Dan Ketika Agama Mulai Dipertanyakan




Jujur saya sebenarnya paling malas membahas mengenai masalah agama. Karena bagi saya masalah agama merupakan masalah yang sangat sensitif dibicarakan. Bahkan dengan orang seagama saja bisa menimbulkan perpecahan apa lagi membahasnya bersama dengan orang yang berbeda agama? Ibarat berjalan di atas lapisan es tipis, hanya ada 2 pilihan menghancurkan es tersebut dan tenggelam ke dasar yang sangat dingin atau selamat dengan meninggalkan retakan disana – sini.
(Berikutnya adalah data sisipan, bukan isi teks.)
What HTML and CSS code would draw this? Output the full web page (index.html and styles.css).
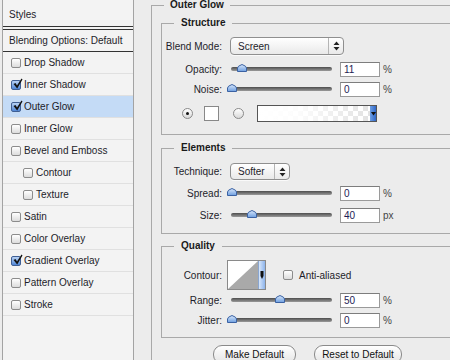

Namun dengan adanya peristiwa yang akhir – akhir ini begitu memprihatinkan dan banyak membuat orang – orang kembali mengaitkannya dengan agama maka mau tak mau saya hendak berbagi pemikiran saya mengenai hal ini.

Pernah mendengar sebuah kisah tentang kakak beradik yang mendapat wasiat dari ayahnya ketika meninggal? Kalau belum mari kita simak cerita ini terlebih dahulu, baca dan pahami baik – baik. Alkisah, pada suatu hari ada seorang ayah yang seddang sekarat menunggu ajal. Sebelum ia meninggal ia memanggil kedua anak lelakinya dan memberikan pesan : “Anakku ada beberapa pesan yang hendak ayah sampaikan sebelum ayah wafat. Pahami dan lakukan pesan ayah agar kalian kelak menjadi orang yang sukses. Setiap hari makanlah 200 mata ikan dan jangan terkena panas matahari saat berjualan, hanya ini pesan ayah niscaya kalian akan mendapat manfaat jika melaksanakan pesan ayah ini.” Akhirnya setelah menyampaikan pesannya si ayah pun meninggal dunia.
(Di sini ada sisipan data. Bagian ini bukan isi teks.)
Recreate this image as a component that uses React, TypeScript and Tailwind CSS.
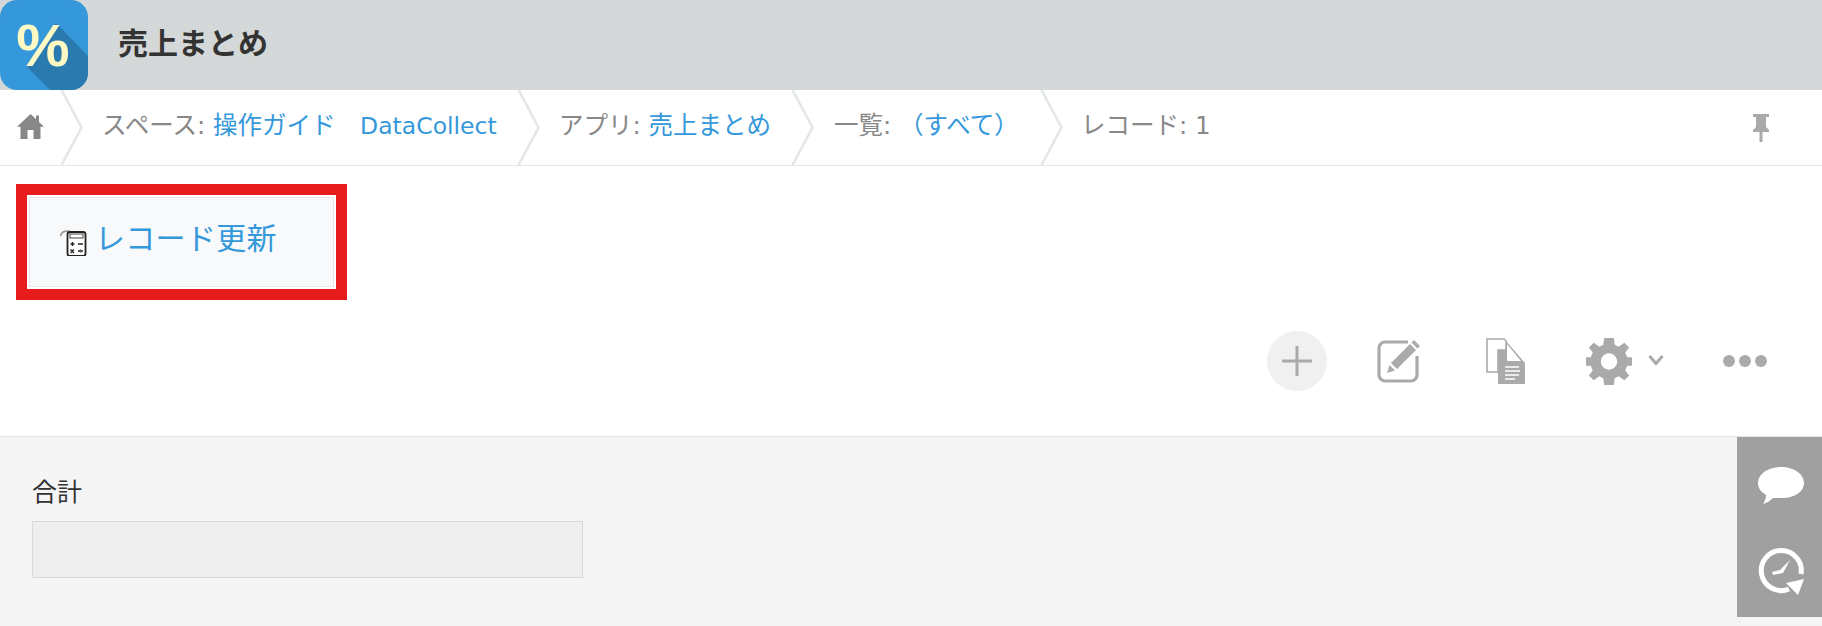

Setahun setelah si ayah meninggal sang ibu pergi menjenguk kedua anaknya. Sang ibu pergi menjenguk si kakak terlebih dahulu, si ibu sangat terkejut melihat keadaan anaknya yang begitu miskin. Saat ditanya mengapa hal itu bisa terjadi si kakak menjawab “Aku sudah melakukan pesan ayah. Setiap hari aku makan 100 ikan yang ukurannya besar sehingga total aku memakan 200 mata ikan tiap harinya. Dan saat berjualan pun aku selalu memakai kereta kuda yang terbaik untuk melindungiku dari panas matahari. Namun ibu lihat sendiri keadaanku sungguh buruk saat ini”. Sang ibu tidak bisa berkata apa – apa dan pergi menemui si adik. Bertambah keterkejutan sang ibu melihat keadaan si adik yang jauh berbeda dengan si kakak. Sang adik hidup dengan pebuh kemakmuran. Saat ditanya mengapa hidupnya jauh berbeda dengan sang kakak si adik menjawab “Aku pun telah melakukan apa yang ayah perintahkan. Tiap hari aku hanya memakan 100 ikan teri sehingga aku memakan 200 mata ikan tiap harinya. Dan aku selalu pergi untuk berjualan sebelum matahari terbit dan pulang setelah matahari terbenam sehingga aku tidak terkena panas matahari.”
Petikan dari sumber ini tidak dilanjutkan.